Kadare’s narrator is passionately in love with Suzana, the daughter of a high regime official who has recently been promoted. That love is reciprocated. But as the book opens, Suzana tearfully informs the narrator that on her father’s instruction she must break things off. In the wake of this shock, Kadare’s protagonist attends a compulsory state parade. Because of his romantic connection, he has secured an invitation that places him among the politically connected in the viewing stand. As he walks through the layers of security, he ascends closer and closer to the political inner sanctum, meeting along the way a clutch of characters that he has encountered through his career.
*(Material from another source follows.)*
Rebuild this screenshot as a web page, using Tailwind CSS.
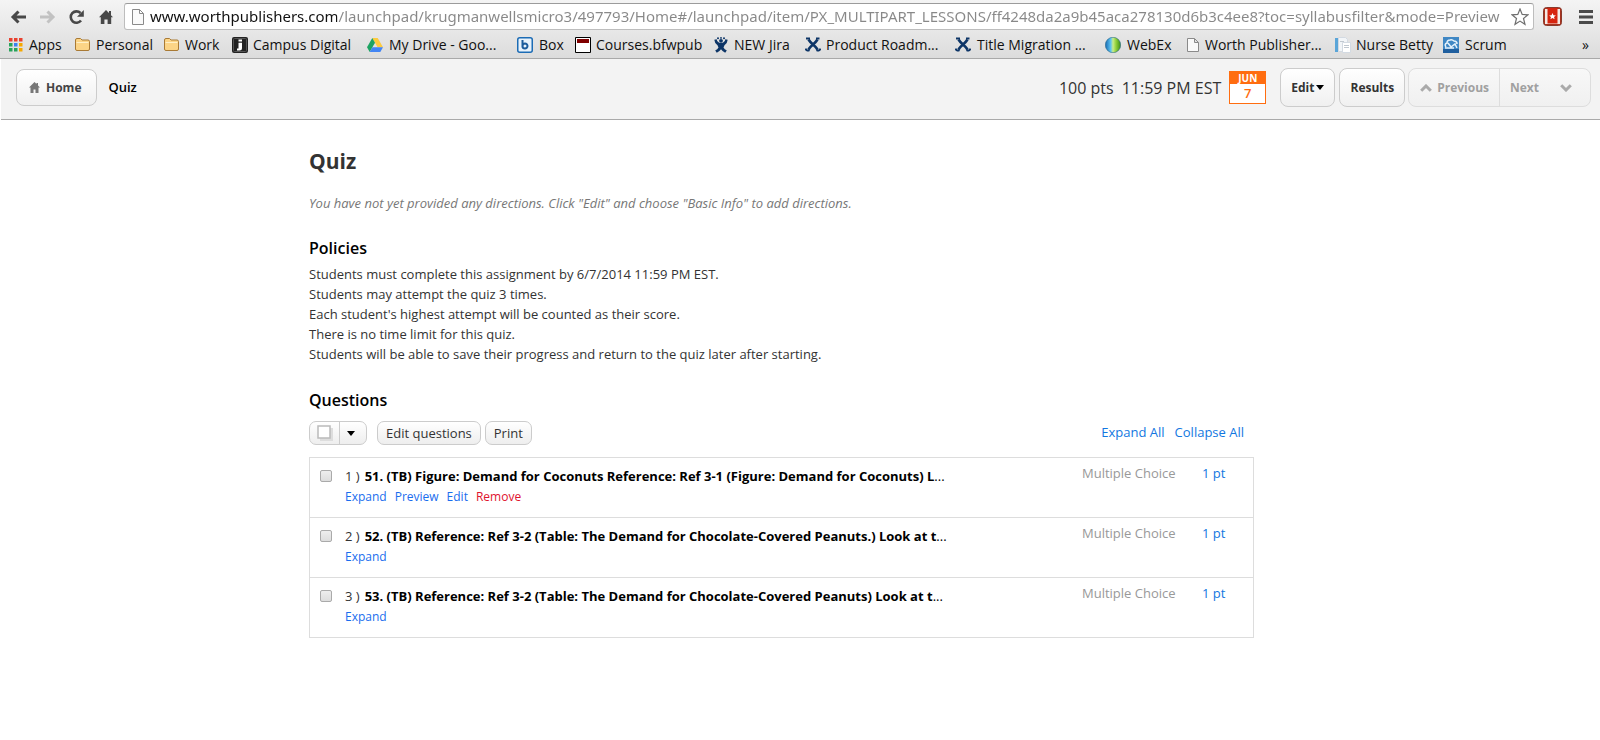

Many fall lower on the political hierarchy, however, triggering memories of those who had fallen yet deeper into the purgatory of internal exile.
His possession of an exclusive invitation elicits cynical inquiry along the way: “So what did you do to earn the invitation, eh?…You played at being a little hero as long as you could, didn’t you, but in the end you realized that there is no other way.” He looks enviously at an acquaintance, a famous painter, who by dint of his appeal abroad has earned “the right to scowl in public.” Just like everyone else, our narrator begins to wonder, “What had he paid for such immunity?”
The central social problem of the dictatorship in Kadare’s view is that the option of denouncing others as ideological enemies of the state creates an environment where interpersonal trust is impossible. As Kadare’s narrator explains, “the first person to entertain suspicion wins the match. The suspected person, despite probably being innocent, is always on the defensive simply from having been slow off the mark.” The very real necessity of self-preservation requires each to sacrifice others in order to maintain position, to “tear out living flesh so as not to fall to the bottom of a pit, with no means of climbing back up.” And compromising in this way only contributes to the atrophy of the moral norms that sustain civilized life. “It was a truly diabolical mechanism, because once you’ve debased yourself, it’s easy to sully everything around you. Every day, every hour which passed stripped more flesh from moral values.”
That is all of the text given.